◆ YOUR OBJECTIVE ◆
Extract the text of every entry below exactly; leave images out.

Records with interface code:
%%

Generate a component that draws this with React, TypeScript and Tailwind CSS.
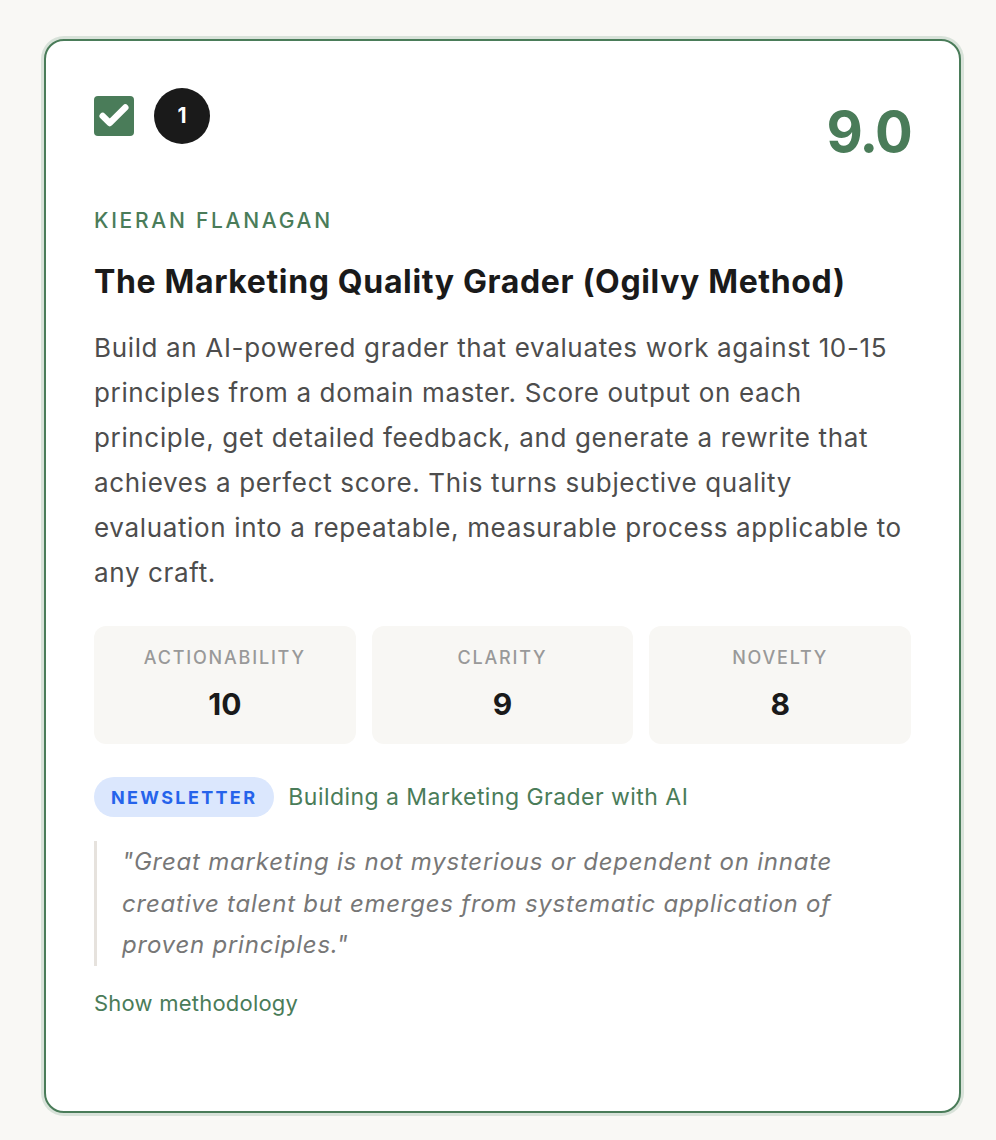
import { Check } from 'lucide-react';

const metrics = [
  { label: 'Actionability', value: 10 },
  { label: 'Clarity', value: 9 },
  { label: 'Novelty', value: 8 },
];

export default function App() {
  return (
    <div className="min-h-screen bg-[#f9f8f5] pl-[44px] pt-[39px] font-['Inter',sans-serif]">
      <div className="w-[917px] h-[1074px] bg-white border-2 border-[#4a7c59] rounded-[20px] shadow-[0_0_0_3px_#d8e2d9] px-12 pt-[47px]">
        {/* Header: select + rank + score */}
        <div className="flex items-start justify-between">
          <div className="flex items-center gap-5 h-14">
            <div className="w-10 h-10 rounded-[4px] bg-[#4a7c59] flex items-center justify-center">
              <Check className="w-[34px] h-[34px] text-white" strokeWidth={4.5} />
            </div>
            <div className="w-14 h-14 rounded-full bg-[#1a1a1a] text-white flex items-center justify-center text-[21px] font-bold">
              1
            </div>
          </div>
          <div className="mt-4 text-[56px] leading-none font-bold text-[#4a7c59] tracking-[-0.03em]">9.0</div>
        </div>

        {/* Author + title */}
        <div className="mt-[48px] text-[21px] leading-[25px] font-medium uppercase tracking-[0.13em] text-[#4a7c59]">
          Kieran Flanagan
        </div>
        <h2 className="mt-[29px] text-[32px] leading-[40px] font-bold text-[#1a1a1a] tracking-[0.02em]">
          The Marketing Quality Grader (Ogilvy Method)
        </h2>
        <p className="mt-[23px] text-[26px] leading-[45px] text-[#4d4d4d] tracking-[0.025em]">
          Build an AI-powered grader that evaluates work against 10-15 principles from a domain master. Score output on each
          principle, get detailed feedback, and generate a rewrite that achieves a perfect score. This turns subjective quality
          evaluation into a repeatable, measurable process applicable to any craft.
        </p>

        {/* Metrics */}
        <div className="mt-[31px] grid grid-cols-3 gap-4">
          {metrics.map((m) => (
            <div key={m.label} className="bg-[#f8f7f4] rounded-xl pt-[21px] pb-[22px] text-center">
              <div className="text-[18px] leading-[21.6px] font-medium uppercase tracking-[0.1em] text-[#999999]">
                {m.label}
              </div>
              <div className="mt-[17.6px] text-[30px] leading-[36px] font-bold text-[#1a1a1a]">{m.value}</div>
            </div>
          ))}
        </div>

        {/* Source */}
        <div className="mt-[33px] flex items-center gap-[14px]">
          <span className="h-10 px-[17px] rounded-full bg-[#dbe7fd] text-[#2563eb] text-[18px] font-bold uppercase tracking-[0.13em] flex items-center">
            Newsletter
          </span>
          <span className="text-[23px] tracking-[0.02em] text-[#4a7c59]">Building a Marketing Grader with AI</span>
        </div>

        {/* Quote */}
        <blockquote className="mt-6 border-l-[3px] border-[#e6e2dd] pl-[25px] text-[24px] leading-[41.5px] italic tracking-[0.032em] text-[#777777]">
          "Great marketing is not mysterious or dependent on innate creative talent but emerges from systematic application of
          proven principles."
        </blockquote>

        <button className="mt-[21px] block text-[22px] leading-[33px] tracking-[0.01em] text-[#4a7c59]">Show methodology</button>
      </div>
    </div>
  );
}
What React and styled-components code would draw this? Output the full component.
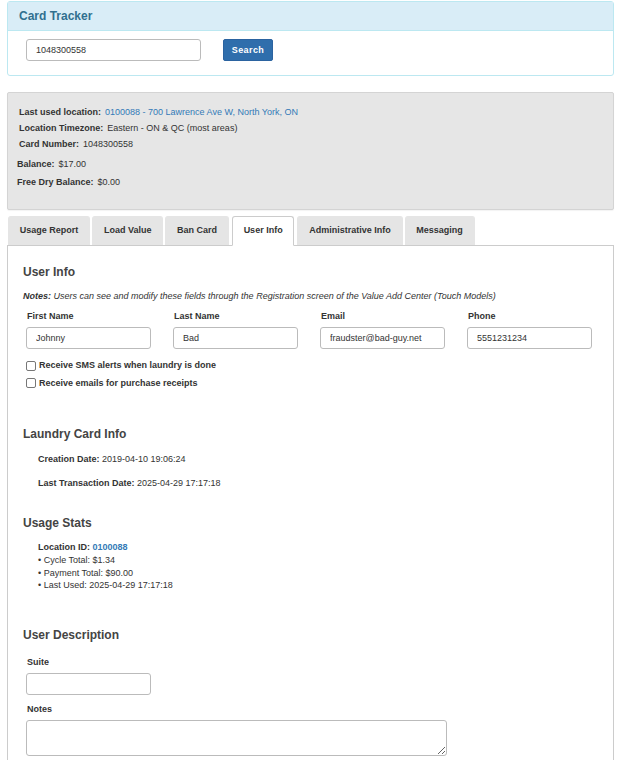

%%

◆ SOLVED EXERCISE ◆
Generate a component that draws this with React, TypeScript and Tailwind CSS.
import { Check } from 'lucide-react';

const metrics = [
  { label: 'Actionability', value: 10 },
  { label: 'Clarity', value: 9 },
  { label: 'Novelty', value: 8 },
];

export default function App() {
  return (
    <div className="min-h-screen bg-[#f9f8f5] pl-[44px] pt-[39px] font-['Inter',sans-serif]">
      <div className="w-[917px] h-[1074px] bg-white border-2 border-[#4a7c59] rounded-[20px] shadow-[0_0_0_3px_#d8e2d9] px-12 pt-[47px]">
        {/* Header: select + rank + score */}
        <div className="flex items-start justify-between">
          <div className="flex items-center gap-5 h-14">
            <div className="w-10 h-10 rounded-[4px] bg-[#4a7c59] flex items-center justify-center">
              <Check className="w-[34px] h-[34px] text-white" strokeWidth={4.5} />
            </div>
            <div className="w-14 h-14 rounded-full bg-[#1a1a1a] text-white flex items-center justify-center text-[21px] font-bold">
              1
            </div>
          </div>
          <div className="mt-4 text-[56px] leading-none font-bold text-[#4a7c59] tracking-[-0.03em]">9.0</div>
        </div>

        {/* Author + title */}
        <div className="mt-[48px] text-[21px] leading-[25px] font-medium uppercase tracking-[0.13em] text-[#4a7c59]">
          Kieran Flanagan
        </div>
        <h2 className="mt-[29px] text-[32px] leading-[40px] font-bold text-[#1a1a1a] tracking-[0.02em]">
          The Marketing Quality Grader (Ogilvy Method)
        </h2>
        <p className="mt-[23px] text-[26px] leading-[45px] text-[#4d4d4d] tracking-[0.025em]">
          Build an AI-powered grader that evaluates work against 10-15 principles from a domain master. Score output on each
          principle, get detailed feedback, and generate a rewrite that achieves a perfect score. This turns subjective quality
          evaluation into a repeatable, measurable process applicable to any craft.
        </p>

        {/* Metrics */}
        <div className="mt-[31px] grid grid-cols-3 gap-4">
          {metrics.map((m) => (
            <div key={m.label} className="bg-[#f8f7f4] rounded-xl pt-[21px] pb-[22px] text-center">
              <div className="text-[18px] leading-[21.6px] font-medium uppercase tracking-[0.1em] text-[#999999]">
                {m.label}
              </div>
              <div className="mt-[17.6px] text-[30px] leading-[36px] font-bold text-[#1a1a1a]">{m.value}</div>
            </div>
          ))}
        </div>

        {/* Source */}
        <div className="mt-[33px] flex items-center gap-[14px]">
          <span className="h-10 px-[17px] rounded-full bg-[#dbe7fd] text-[#2563eb] text-[18px] font-bold uppercase tracking-[0.13em] flex items-center">
            Newsletter
          </span>
          <span className="text-[23px] tracking-[0.02em] text-[#4a7c59]">Building a Marketing Grader with AI</span>
        </div>

        {/* Quote */}
        <blockquote className="mt-6 border-l-[3px] border-[#e6e2dd] pl-[25px] text-[24px] leading-[41.5px] italic tracking-[0.032em] text-[#777777]">
          "Great marketing is not mysterious or dependent on innate creative talent but emerges from systematic application of
          proven principles."
        </blockquote>

        <button className="mt-[21px] block text-[22px] leading-[33px] tracking-[0.01em] text-[#4a7c59]">Show methodology</button>
      </div>
    </div>
  );
}
What React and styled-components code would draw this? Output the full component.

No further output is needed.